Sunday, July 12, 1998

Willa 7/12/98
 
        I spent some time out at my parents's house this afternoon. One of my aunts is in town for the weekend and I hadn't seen her for a couple of years, so I went out for a couple of hours. While I was out there I mentioned that I had been having some pain in my hip and lower back; the pain in my hip feels either muscular or nerve-related. I started noticing it after we had gone down in the cave in Branson, but that was probably a coincidence.

        My best guess is that it's from sitting in front of a computer for too many hours in a less-than-perfect chair. I sat in front of a computer all day while I was working, of course, but I had a pretty good chair. The chair we have at the computer upstairs is a good one, too, I think, although not as good as the one I had at work. But since both Bob and I use it, it has to be constantly adjusted. And I think I need something to rest my feet on.

        Anyway, whatever the cause, the pain in my hip has been excrutiating at times. I've been taking a lot of ibuprofen. I was thinking that maybe what I needed was one of those weird little chairs that were popular a few years ago--they don't have a back, and you rest most of your weight on your knees. I don't know how else to describe them. I didn't even know if they still made them, but I planned to go to the "Relax Your Back" store on Monday and see if they had them.

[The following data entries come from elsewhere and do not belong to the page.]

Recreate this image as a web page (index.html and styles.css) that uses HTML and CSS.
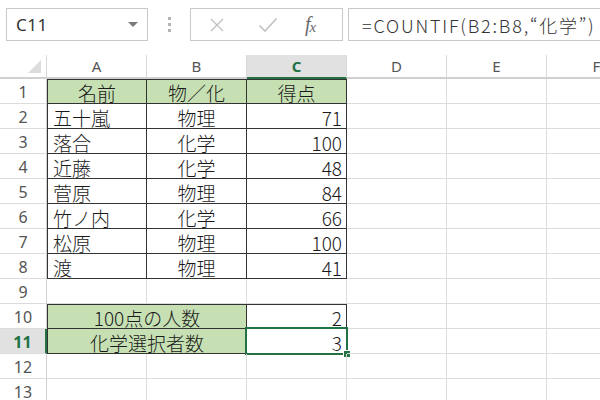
FILE: index.html
```html
<!DOCTYPE html>
<html lang="ja">
<head>
<meta charset="utf-8">
<link rel="stylesheet" href="styles.css">
</head>
<body>
<div class="app">
  <div class="fbar">
    <div class="namebox"><span class="ref">C11</span><span class="caret"></span></div>
    <div class="dots"><i></i><i></i><i></i></div>
    <div class="btns">
      <svg class="ico-x" width="16" height="16" viewBox="0 0 16 16"><path d="M2 2 L14 14 M14 2 L2 14" stroke="#c2c2c2" stroke-width="1.4" fill="none"/></svg>
      <svg class="ico-ok" width="20" height="16" viewBox="0 0 20 16"><path d="M1.5 8.5 L7 14 L18.5 1.5" stroke="#c2c2c2" stroke-width="1.6" fill="none"/></svg>
      <span class="fx"><i>f</i><i class="sub">x</i></span>
    </div>
    <div class="formula">=COUNTIF(B2:B8,“化学”)</div>
  </div>

  <div class="sheet">
    <div class="corner"><span class="tri"></span></div>
    <div class="ch">A</div>
    <div class="ch">B</div>
    <div class="ch sel">C</div>
    <div class="ch">D</div>
    <div class="ch">E</div>
    <div class="ch">F</div>

    <div class="rh">1</div>
    <div class="c t l tp g ctr">名前</div>
    <div class="c t tp g ctr">物／化</div>
    <div class="c t tp g ctr">得点</div>
    <div class="c"></div><div class="c"></div><div class="c"></div>

    <div class="rh">2</div>
    <div class="c t l">五十嵐</div>
    <div class="c t ctr">物理</div>
    <div class="c t num">71</div>
    <div class="c"></div><div class="c"></div><div class="c"></div>

    <div class="rh">3</div>
    <div class="c t l">落合</div>
    <div class="c t ctr">化学</div>
    <div class="c t num">100</div>
    <div class="c"></div><div class="c"></div><div class="c"></div>

    <div class="rh">4</div>
    <div class="c t l">近藤</div>
    <div class="c t ctr">化学</div>
    <div class="c t num">48</div>
    <div class="c"></div><div class="c"></div><div class="c"></div>

    <div class="rh">5</div>
    <div class="c t l">菅原</div>
    <div class="c t ctr">物理</div>
    <div class="c t num">84</div>
    <div class="c"></div><div class="c"></div><div class="c"></div>

    <div class="rh">6</div>
    <div class="c t l">竹ノ内</div>
    <div class="c t ctr">化学</div>
    <div class="c t num">66</div>
    <div class="c"></div><div class="c"></div><div class="c"></div>

    <div class="rh">7</div>
    <div class="c t l">松原</div>
    <div class="c t ctr">物理</div>
    <div class="c t num">100</div>
    <div class="c"></div><div class="c"></div><div class="c"></div>

    <div class="rh">8</div>
    <div class="c t l">渡</div>
    <div class="c t ctr">物理</div>
    <div class="c t num">41</div>
    <div class="c"></div><div class="c"></div><div class="c"></div>

    <div class="rh">9</div>
    <div class="c"></div><div class="c"></div><div class="c"></div>
    <div class="c"></div><div class="c"></div><div class="c"></div>

    <div class="rh">10</div>
    <div class="c t l tp g ctr span2">100点の人数</div>
    <div class="c t tp num">2</div>
    <div class="c"></div><div class="c"></div><div class="c"></div>

    <div class="rh sel">11</div>
    <div class="c t l g ctr span2">化学選択者数</div>
    <div class="c t num active">3<span class="selbox"><span class="handle"></span></span></div>
    <div class="c"></div><div class="c"></div><div class="c"></div>

    <div class="rh">12</div>
    <div class="c"></div><div class="c"></div><div class="c"></div>
    <div class="c"></div><div class="c"></div><div class="c"></div>

    <div class="rh">13</div>
    <div class="c"></div><div class="c"></div><div class="c"></div>
    <div class="c"></div><div class="c"></div><div class="c"></div>
  </div>
</div>
</body>
</html>
```

FILE: styles.css
```css
html, body {
  margin: 0;
  padding: 0;
  background: #ffffff;
}
body {
  width: 600px;
  height: 400px;
  overflow: hidden;
}
.app {
  width: 600px;
  height: 400px;
  overflow: hidden;
  font-family: "Noto Sans CJK JP", "Noto Sans", sans-serif;
  color: #222;
}

/* formula bar */
.fbar {
  display: flex;
  align-items: stretch;
  height: 33px;
  padding: 8px 0 0 6px;
  white-space: nowrap;
}
.namebox {
  box-sizing: border-box;
  width: 142px;
  border: 1px solid #c8c8c8;
  display: flex;
  align-items: center;
  justify-content: space-between;
  padding: 0 9px 0 9px;
}
.ref {
  font-family: "Noto Sans", sans-serif;
  font-size: 17px;
  color: #333;
  letter-spacing: 0.5px;
}
.caret {
  width: 0;
  height: 0;
  border-left: 5px solid transparent;
  border-right: 5px solid transparent;
  border-top: 5px solid #7a7a7a;
}
.dots {
  width: 42px;
  display: flex;
  flex-direction: column;
  align-items: center;
  justify-content: center;
  gap: 3px;
}
.dots i {
  display: block;
  width: 3px;
  height: 3px;
  background: #b4b4b4;
}
.btns {
  box-sizing: border-box;
  width: 153px;
  border: 1px solid #c8c8c8;
  display: flex;
  align-items: center;
  padding-left: 18px;
}
.ico-x { margin-right: 33px; }
.ico-ok { margin-right: 27px; }
.fx {
  font-family: "Liberation Serif", serif;
  color: #6a6a6a;
  font-size: 20px;
  font-style: italic;
}
.fx i { font-style: italic; }
.fx .sub { font-size: 15px; position: relative; top: 1px; margin-left: -1px; }
.formula {
  box-sizing: border-box;
  flex: 1;
  margin-left: 5px;
  border: 1px solid #c8c8c8;
  border-right: none;
  display: flex;
  align-items: center;
  padding-left: 13px;
  font-size: 18px;
  color: #333;
  font-weight: 300;
  letter-spacing: 1.8px;
}

/* sheet */
.sheet {
  margin-top: 14px;
  display: grid;
  grid-template-columns: 47px repeat(6, 100px);
  grid-template-rows: 24px;
  grid-auto-rows: 25px;
  width: 647px;
}
.corner, .ch, .rh, .c {
  box-sizing: border-box;
}
.corner {
  position: relative;
  border-right: 1px solid #d8d8d8;
  border-bottom: 2px solid #d0d0d0;
}
.tri {
  position: absolute;
  right: 5px;
  bottom: 4px;
  width: 0;
  height: 0;
  border-left: 13px solid transparent;
  border-bottom: 13px solid #dcdcdc;
}
.ch {
  border-right: 1px solid #d8d8d8;
  border-bottom: 2px solid #d0d0d0;
  display: flex;
  align-items: center;
  justify-content: center;
  font-family: "Noto Sans", sans-serif;
  font-size: 15px;
  color: #555;
}
.ch.sel {
  background: #e1e1e1;
  border-bottom: 2px solid #217346;
  color: #217346;
  font-weight: 700;
}
.rh {
  border-right: 1px solid #d0d0d0;
  border-bottom: 1px solid #dcdcdc;
  display: flex;
  align-items: center;
  justify-content: center;
  font-family: "Noto Sans", sans-serif;
  font-size: 16px;
  color: #555;
  padding-top: 2px;
}
.rh.sel {
  background: #e1e1e1;
  border-right: 2px solid #217346;
  color: #217346;
  font-weight: 700;
}
.c {
  position: relative;
  border-right: 1px solid #dcdcdc;
  border-bottom: 1px solid #dcdcdc;
  display: flex;
  align-items: center;
  padding: 2px 4px 0 5px;
  font-size: 19px;
  font-weight: 300;
  color: #1a1a1a;
  white-space: nowrap;
}
.c.t {
  border-right-color: #333333;
  border-bottom-color: #333333;
}
.c.l { border-left: 1px solid #333333; }
.c.tp { border-top: 1px solid #333333; }
.c.g { background: #c6e0b4; }
.c.ctr { justify-content: center; padding-left: 0; padding-right: 0; }
.c.num { justify-content: flex-end; }
.span2 { grid-column: span 2; }

.selbox {
  position: absolute;
  left: -2px;
  top: -2px;
  right: -2px;
  bottom: -2px;
  border: 2px solid #217346;
  pointer-events: none;
}
.handle {
  position: absolute;
  right: -5px;
  bottom: -5px;
  width: 6px;
  height: 6px;
  background: #217346;
  border: 1px solid #ffffff;
}
```
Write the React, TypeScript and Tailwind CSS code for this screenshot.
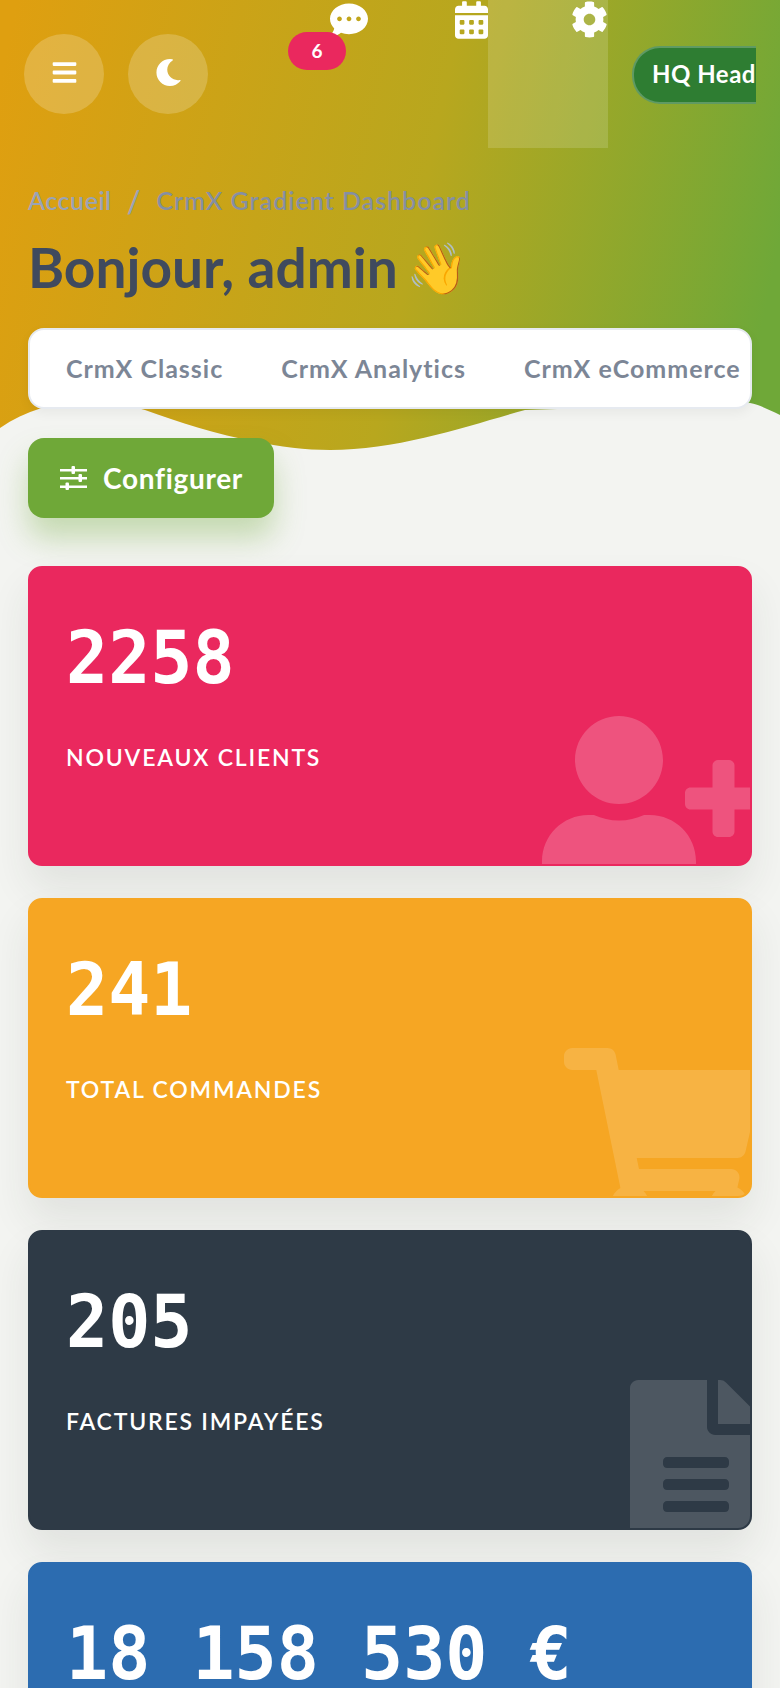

        While I was discussing this this afternoon, my sister piped up and said that she had one, and that I could have it. She said that she had tried to use it but that it made her lower legs go numb. That's possible with me, too, I guess, but I was delighted and said I'd love to have it. So I followed her to her apartment and brought it home in the car. I find it really comfortable, at least so far. And Pyewacket likes it, too.

        Last month when I was thinking that I was going to have to drum up some freelance business to keep afloat, I placed a small ad in a local alternative newspaper, "The Edge." It's just my name and phone number under the classification Website Development. Right after Bob left for work this morning I got a call, and someone said, "Yeah, I was calling about your ad in The Edge?" I had actually totally forgotten about it, and the guy was really hard to understand, but I finally understood what he was saying. I said, "Yes?" and he said, "Well, what is it?" "I'm sorry?" "What is it? What do you do?"

        I said, "Well, I design web pages for the internet." He said, "Oh, computer stuff, right?" I said, yes, it was, and he said, "Oh. Okay. I thought it was something else."

        I don't know. I'm pretty much at a loss as to what else he might have thought it was, but I didn't ask. I just said okay, and hung up. I suppose I should have asked.

Tomorrow:

        I went to Office Max yesterday to get some things for Bob, and while I was there I was just idly looking at the Day-Timer planner stuff. I thought that I had successfully weaned myself from that stuff; my "planner" at the moment is a checkbook-sized calendar with one page per month, and I've been surviving very nicely with that bare minimum. But, Day-Timer has a new scheme--daily pages with pictures of the beach printed on them. It's called "Coastlines." Bob's Franklin Planner pages are printed with golf courses, and they are nice to look at. So I picked up a filler package and carried it around for awhile, trying to decide whether or not to buy it.

        I just, frankly, love all the "stuff" that goes along with the planner system. I love the little dividers and business card pockets and various forms and printed pages, and I love the leather books with pockets and zippers. I have a beautiful binder that I bought several years ago when I was really into the whole thing. It's a small size zipper binder in woven leather the color of warm oak. It's really beautiful. Very expensive, but worth it if you're interested in that kind of thing. So I could sort of justify buying the pages by saying that it justifies the purchase of the binder . . .

        Anyway, I went ahead and bought them. But they don't start until January. I had a Day-Timer catalog, and looked in it, and some of their fillers start in July, so I thought I'd call them tomorrow and see if they offer this one starting in July, and if they do I'll order it and take the other set back to Office Max.

        Katy, who writes Event Horizon, an online journal, wrote to me this weekend, and she gave me her URL and I visited it, and I loved her journal, but I especially loved the buttons that she had made from scans of her handwritten journals.

        Seeing them made me remember the time I scanned in a page from my own journal, and I went to look at the image again. When I found it, I first noticed the i-Ching reading, which says:

"Thunder Spirit" - The shock of the new - stir things up. Shake up your old beliefs and begin something new. What at first seems frightening will soon be a cause to rejoice. *Reimagine your situation.*

        That would be interesting enough, but what's really interesting is when you read the reading in conjunction with the date on the page: 6/13/97--exactly one year to the day before my first day of freedom from my old job. Amazing. That was about the time that I started thinking about quitting, started thinking that maybe I should be doing something else with my life. I thought at the time that the i-Ching reading was wonderfully appropriate, but I had forgotten all about it. I love the fact that I found it now, after I have reimagined my situation. Wonderful how things like this happen when we least expect them, but when we most need them.